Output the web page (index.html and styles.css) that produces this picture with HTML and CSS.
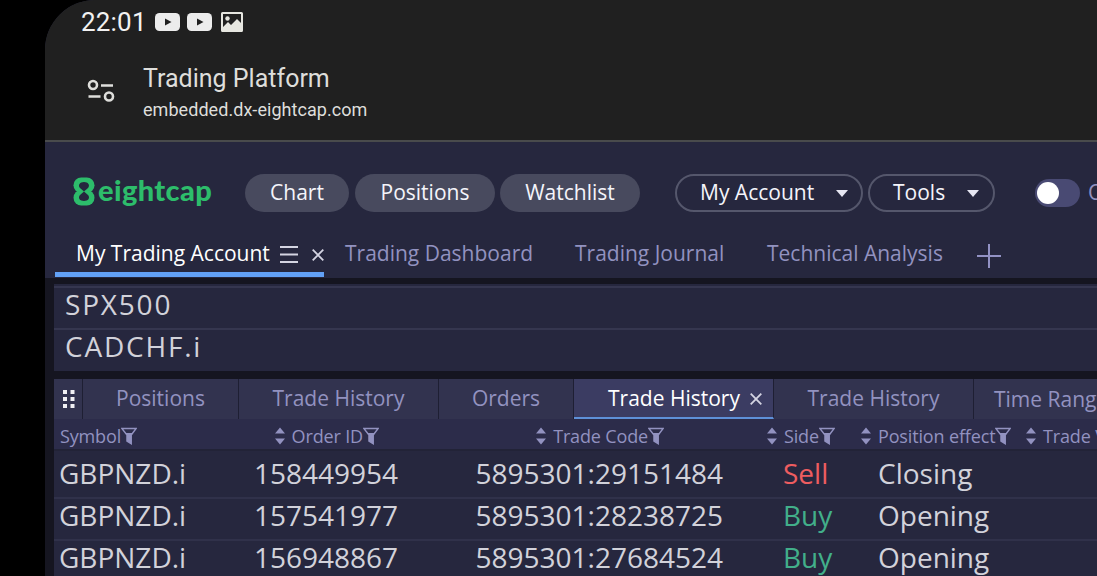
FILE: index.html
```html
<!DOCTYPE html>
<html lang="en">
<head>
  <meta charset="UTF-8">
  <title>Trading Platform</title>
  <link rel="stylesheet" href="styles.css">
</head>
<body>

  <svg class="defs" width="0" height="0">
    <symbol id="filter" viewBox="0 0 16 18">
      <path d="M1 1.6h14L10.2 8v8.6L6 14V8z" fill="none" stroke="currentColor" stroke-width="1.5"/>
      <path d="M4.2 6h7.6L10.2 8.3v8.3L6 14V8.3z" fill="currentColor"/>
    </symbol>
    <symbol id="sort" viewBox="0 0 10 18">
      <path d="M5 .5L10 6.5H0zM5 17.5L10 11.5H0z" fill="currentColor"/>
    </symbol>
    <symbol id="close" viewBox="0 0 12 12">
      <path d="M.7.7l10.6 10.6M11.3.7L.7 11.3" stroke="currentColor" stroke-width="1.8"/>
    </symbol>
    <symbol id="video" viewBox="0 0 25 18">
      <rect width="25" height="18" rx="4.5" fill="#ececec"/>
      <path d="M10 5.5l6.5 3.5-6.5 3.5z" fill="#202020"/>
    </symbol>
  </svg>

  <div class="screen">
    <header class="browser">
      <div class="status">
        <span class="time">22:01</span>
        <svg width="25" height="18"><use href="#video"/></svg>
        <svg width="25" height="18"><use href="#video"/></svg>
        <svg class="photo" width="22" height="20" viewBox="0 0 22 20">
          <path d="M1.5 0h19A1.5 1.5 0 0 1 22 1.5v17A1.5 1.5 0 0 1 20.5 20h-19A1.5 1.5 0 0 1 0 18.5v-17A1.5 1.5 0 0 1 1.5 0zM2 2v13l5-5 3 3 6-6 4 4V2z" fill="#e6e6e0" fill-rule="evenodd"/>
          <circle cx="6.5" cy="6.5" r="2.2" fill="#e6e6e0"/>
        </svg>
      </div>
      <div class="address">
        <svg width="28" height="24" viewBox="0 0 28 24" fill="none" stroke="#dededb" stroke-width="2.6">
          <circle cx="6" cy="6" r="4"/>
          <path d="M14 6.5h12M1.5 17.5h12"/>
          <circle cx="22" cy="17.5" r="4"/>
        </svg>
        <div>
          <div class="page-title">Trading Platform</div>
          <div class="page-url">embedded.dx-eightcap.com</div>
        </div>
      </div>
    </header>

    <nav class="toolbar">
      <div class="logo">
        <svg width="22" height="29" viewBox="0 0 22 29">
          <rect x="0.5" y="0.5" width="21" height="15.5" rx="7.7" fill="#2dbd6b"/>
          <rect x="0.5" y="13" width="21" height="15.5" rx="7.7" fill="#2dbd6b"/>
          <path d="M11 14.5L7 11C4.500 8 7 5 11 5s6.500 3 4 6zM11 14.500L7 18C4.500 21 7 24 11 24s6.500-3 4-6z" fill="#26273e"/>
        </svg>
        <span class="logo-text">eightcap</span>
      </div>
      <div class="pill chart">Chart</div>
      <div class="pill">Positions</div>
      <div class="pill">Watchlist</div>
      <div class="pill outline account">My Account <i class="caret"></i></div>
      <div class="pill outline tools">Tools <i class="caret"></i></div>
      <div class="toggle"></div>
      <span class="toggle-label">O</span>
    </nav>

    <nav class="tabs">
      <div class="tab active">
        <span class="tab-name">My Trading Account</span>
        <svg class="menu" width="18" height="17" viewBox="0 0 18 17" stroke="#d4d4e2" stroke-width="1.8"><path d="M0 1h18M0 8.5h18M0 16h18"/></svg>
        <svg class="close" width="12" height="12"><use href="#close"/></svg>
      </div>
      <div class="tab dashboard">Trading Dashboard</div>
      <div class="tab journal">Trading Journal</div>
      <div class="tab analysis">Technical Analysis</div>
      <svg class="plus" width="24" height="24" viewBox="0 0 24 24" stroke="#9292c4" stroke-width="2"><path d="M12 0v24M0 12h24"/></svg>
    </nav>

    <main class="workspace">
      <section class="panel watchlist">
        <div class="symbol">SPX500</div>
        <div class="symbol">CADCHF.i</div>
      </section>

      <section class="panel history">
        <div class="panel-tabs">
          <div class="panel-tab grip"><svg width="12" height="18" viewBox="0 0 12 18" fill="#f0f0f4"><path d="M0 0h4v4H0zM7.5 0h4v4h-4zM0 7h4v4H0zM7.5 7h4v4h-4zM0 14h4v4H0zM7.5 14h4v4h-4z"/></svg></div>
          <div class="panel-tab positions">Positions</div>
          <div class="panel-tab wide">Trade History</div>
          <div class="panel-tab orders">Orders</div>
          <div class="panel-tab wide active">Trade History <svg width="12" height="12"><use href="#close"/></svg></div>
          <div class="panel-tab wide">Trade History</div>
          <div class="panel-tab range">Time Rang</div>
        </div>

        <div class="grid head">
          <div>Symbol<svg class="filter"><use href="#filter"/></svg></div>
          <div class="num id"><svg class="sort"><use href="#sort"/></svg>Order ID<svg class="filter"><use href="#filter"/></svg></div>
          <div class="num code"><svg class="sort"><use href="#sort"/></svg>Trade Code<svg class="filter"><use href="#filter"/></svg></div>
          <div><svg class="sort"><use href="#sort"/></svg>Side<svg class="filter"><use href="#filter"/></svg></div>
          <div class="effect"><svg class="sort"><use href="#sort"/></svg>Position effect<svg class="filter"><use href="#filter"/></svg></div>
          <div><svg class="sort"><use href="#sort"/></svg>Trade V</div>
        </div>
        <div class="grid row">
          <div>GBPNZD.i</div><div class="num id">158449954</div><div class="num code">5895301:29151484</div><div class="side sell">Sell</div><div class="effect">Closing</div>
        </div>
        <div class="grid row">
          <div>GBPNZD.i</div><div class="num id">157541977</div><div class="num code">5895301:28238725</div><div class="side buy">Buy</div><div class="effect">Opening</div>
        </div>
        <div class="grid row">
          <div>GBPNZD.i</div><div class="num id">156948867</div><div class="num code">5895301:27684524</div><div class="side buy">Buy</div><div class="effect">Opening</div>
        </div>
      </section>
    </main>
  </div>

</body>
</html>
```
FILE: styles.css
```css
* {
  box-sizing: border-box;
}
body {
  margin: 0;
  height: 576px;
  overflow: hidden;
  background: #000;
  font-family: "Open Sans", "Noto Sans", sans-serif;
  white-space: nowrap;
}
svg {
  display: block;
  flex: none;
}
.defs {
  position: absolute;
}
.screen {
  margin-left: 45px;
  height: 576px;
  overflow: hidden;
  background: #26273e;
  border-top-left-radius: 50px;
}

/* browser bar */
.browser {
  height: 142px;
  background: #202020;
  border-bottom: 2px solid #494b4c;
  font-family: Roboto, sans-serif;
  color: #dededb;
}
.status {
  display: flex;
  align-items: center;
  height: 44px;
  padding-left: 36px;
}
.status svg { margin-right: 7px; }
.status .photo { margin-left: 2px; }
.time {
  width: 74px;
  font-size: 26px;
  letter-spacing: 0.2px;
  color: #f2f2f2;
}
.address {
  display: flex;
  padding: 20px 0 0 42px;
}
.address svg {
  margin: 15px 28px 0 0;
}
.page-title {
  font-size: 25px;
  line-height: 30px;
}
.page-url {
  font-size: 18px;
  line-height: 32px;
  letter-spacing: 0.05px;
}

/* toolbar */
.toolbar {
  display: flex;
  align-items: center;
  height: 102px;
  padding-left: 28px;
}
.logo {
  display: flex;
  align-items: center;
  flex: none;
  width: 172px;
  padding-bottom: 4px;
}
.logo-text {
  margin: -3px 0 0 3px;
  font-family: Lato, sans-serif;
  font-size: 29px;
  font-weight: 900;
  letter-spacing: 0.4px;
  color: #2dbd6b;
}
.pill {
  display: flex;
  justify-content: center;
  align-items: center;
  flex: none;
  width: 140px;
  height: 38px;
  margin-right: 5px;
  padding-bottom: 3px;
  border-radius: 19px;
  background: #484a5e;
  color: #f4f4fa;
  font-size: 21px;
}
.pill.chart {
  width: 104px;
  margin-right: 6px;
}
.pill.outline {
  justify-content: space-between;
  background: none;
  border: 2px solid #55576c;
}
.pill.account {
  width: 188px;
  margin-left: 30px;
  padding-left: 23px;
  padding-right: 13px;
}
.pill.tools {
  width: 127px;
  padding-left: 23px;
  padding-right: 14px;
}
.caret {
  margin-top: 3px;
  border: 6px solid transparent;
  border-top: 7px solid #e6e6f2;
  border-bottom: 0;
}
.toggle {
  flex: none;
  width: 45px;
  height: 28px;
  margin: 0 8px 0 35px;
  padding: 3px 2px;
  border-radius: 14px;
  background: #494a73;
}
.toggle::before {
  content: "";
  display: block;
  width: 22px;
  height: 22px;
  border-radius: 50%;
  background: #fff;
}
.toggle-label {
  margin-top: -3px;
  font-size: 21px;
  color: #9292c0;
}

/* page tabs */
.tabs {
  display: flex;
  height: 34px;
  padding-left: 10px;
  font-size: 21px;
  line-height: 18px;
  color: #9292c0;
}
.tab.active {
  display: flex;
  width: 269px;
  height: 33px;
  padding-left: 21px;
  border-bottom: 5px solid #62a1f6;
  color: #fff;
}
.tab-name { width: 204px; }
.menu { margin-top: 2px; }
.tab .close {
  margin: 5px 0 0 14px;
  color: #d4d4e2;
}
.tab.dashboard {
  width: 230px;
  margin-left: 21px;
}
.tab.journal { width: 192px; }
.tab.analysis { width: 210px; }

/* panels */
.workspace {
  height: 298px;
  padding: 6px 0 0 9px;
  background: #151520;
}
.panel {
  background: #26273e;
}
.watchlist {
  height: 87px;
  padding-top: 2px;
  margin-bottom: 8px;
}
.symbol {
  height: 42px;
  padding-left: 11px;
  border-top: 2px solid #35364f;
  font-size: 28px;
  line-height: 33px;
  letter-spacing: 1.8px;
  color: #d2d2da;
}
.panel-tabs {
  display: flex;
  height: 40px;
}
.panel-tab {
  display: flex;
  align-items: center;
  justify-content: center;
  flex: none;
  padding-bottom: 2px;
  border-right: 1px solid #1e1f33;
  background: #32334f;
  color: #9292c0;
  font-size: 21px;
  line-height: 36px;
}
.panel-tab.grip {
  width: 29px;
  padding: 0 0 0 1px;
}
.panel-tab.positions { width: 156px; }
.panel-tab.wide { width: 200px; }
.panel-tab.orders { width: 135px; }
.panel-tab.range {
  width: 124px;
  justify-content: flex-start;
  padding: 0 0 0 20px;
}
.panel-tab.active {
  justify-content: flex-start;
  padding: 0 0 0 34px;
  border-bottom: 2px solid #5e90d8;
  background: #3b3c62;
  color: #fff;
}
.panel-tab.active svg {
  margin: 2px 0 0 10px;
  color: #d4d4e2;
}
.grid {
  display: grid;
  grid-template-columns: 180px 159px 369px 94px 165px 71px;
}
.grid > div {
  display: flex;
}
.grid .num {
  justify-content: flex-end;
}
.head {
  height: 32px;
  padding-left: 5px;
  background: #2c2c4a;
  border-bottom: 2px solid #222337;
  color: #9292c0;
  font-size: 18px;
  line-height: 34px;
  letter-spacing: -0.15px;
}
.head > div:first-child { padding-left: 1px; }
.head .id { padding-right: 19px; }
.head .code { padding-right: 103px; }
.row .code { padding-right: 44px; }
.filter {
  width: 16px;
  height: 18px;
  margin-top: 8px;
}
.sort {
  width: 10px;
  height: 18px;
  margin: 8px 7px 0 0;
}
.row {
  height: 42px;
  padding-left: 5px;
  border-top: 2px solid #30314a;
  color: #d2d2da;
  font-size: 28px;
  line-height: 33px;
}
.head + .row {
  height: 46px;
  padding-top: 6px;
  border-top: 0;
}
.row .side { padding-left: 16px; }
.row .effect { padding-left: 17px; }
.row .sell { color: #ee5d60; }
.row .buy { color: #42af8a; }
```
==
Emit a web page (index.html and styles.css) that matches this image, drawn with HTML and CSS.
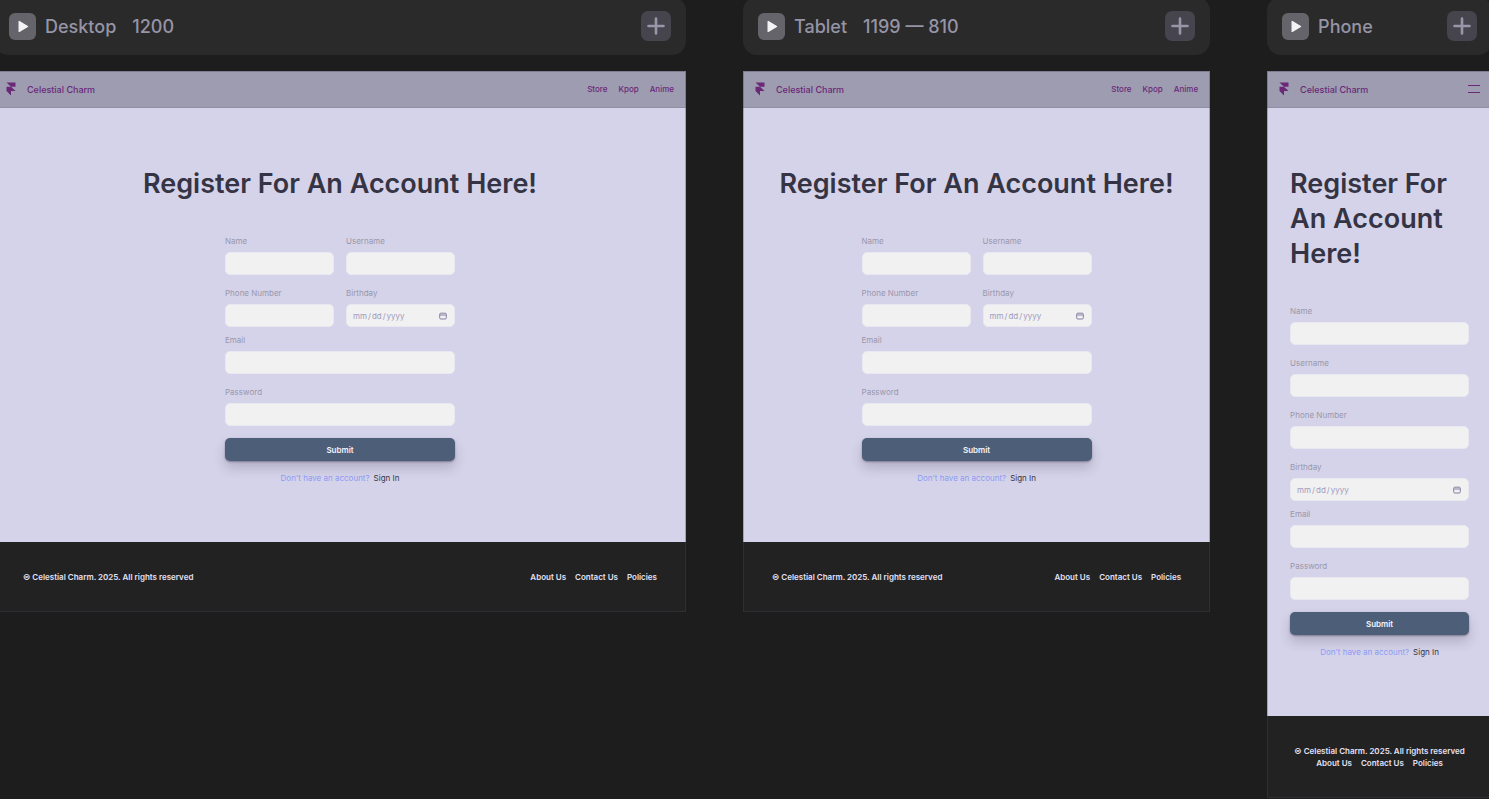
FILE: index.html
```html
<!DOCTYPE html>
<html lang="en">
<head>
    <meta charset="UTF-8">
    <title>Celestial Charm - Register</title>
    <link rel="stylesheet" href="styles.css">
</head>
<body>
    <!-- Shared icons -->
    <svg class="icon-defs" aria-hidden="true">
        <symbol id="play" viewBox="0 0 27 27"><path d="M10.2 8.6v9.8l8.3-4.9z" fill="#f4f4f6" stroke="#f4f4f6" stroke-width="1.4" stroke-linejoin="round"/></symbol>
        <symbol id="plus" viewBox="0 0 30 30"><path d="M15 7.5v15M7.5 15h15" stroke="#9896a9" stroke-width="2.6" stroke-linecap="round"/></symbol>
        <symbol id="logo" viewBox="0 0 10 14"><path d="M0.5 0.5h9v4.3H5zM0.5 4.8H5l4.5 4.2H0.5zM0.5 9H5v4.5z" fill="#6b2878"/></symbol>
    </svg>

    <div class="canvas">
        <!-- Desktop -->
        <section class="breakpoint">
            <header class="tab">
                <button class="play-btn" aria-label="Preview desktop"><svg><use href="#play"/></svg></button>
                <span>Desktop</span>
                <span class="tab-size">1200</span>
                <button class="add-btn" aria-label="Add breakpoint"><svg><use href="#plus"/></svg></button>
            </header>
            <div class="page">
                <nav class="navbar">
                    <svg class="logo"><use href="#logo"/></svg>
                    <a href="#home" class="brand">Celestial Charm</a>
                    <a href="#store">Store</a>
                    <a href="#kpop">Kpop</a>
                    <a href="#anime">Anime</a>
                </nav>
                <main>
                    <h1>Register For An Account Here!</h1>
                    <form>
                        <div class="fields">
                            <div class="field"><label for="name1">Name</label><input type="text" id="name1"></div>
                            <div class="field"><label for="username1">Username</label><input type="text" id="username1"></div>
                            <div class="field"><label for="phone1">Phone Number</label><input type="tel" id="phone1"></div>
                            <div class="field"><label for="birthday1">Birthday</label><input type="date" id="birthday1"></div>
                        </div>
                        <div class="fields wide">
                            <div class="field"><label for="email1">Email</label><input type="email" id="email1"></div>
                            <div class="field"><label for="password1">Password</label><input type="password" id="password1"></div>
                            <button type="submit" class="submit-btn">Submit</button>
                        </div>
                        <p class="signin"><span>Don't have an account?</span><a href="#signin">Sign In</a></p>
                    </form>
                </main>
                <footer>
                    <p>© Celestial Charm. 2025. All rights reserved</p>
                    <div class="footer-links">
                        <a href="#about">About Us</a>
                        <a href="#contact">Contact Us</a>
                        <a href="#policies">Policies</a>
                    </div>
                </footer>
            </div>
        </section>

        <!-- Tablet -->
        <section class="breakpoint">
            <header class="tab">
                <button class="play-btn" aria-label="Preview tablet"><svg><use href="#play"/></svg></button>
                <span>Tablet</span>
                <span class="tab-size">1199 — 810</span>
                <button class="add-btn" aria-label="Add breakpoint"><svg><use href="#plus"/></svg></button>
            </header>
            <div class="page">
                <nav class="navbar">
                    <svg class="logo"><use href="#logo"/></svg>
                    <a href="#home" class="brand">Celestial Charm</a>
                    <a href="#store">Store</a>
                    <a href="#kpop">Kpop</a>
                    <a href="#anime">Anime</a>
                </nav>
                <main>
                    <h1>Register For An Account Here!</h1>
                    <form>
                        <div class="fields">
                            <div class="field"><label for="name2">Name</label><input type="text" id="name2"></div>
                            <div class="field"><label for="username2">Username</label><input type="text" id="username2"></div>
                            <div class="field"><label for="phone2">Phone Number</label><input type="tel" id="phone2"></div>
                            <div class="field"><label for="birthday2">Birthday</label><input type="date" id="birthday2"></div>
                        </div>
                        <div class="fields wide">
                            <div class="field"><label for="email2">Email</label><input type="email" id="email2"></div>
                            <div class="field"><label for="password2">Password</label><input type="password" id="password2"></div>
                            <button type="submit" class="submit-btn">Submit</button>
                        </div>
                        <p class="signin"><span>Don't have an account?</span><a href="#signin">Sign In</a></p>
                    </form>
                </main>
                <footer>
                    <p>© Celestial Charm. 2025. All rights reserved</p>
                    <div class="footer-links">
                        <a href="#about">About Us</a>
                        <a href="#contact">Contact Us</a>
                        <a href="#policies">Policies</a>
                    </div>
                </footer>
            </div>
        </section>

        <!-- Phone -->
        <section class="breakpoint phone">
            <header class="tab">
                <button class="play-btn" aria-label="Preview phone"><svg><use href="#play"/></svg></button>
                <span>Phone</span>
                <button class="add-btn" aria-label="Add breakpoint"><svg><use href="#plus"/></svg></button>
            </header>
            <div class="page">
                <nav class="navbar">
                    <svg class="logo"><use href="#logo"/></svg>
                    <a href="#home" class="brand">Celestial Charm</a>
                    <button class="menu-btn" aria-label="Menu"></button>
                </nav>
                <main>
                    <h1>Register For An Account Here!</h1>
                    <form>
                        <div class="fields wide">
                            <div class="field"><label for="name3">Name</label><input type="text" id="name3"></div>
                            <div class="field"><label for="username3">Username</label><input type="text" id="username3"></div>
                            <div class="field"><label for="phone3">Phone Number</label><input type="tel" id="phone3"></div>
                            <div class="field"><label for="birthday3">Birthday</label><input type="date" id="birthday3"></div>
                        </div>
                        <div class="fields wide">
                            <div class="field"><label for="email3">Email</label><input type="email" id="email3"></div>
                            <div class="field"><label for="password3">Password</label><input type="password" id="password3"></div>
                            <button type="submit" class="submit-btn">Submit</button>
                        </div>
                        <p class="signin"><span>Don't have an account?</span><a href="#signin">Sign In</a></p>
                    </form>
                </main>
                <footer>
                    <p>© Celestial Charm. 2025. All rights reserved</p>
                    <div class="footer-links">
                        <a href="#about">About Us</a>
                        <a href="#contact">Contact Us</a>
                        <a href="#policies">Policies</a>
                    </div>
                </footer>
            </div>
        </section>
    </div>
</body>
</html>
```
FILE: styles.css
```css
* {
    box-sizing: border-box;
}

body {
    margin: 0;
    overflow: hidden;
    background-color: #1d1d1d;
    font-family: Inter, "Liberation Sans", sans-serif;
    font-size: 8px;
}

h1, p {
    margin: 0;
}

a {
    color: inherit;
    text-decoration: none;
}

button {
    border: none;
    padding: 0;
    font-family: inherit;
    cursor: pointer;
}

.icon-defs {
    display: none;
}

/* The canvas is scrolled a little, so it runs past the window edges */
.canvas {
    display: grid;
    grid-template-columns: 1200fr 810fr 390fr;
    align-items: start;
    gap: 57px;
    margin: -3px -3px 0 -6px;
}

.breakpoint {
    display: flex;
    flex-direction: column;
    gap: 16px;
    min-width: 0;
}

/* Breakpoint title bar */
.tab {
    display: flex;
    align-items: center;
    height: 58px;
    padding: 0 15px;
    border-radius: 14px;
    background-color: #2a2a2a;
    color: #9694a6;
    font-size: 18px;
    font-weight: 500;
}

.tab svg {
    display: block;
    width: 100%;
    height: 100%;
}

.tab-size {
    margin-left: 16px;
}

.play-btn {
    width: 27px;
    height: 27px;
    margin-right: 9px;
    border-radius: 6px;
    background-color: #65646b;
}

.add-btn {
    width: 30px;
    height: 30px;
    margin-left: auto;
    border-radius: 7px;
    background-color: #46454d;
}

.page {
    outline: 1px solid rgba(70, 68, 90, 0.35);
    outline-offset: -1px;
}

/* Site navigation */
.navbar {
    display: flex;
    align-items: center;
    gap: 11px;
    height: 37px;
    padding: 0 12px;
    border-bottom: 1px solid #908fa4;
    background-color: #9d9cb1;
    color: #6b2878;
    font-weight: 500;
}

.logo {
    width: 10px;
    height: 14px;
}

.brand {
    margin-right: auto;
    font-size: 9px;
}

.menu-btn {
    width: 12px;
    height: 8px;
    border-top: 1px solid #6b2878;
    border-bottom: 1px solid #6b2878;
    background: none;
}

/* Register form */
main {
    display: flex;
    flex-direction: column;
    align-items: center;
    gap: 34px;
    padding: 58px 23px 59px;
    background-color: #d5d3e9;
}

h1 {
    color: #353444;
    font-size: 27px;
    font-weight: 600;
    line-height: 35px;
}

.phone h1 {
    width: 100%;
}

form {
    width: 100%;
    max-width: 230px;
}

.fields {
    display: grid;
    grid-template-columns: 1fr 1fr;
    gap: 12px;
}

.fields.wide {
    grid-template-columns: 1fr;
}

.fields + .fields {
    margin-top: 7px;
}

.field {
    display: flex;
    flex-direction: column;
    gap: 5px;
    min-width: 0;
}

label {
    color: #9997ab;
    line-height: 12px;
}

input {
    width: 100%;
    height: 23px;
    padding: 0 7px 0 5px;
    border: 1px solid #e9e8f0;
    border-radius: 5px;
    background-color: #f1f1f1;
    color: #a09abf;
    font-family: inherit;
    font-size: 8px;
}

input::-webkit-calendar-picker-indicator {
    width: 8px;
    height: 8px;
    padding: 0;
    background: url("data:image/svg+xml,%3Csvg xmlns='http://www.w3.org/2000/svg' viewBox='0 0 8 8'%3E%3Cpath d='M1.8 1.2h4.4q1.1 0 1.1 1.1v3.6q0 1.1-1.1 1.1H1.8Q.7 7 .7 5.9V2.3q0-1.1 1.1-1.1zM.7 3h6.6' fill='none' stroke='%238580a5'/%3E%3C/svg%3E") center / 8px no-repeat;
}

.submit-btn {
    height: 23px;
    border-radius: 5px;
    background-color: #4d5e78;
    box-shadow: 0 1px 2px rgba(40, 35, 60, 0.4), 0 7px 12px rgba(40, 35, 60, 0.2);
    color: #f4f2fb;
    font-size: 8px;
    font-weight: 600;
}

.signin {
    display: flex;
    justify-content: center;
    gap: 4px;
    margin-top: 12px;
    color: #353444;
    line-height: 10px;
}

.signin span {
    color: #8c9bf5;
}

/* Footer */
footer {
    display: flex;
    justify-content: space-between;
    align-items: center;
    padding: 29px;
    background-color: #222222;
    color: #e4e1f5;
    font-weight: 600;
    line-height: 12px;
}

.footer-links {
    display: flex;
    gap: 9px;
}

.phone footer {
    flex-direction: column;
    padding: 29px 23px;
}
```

# INSTRUCTIONS FOR THE TASK:
Out of the records, collect only those lines that contain the string "this".

# FINAL RESULT:
Output the web page (index.html and styles.css) that produces this picture with HTML and CSS.
Emit a web page (index.html and styles.css) that matches this image, drawn with HTML and CSS.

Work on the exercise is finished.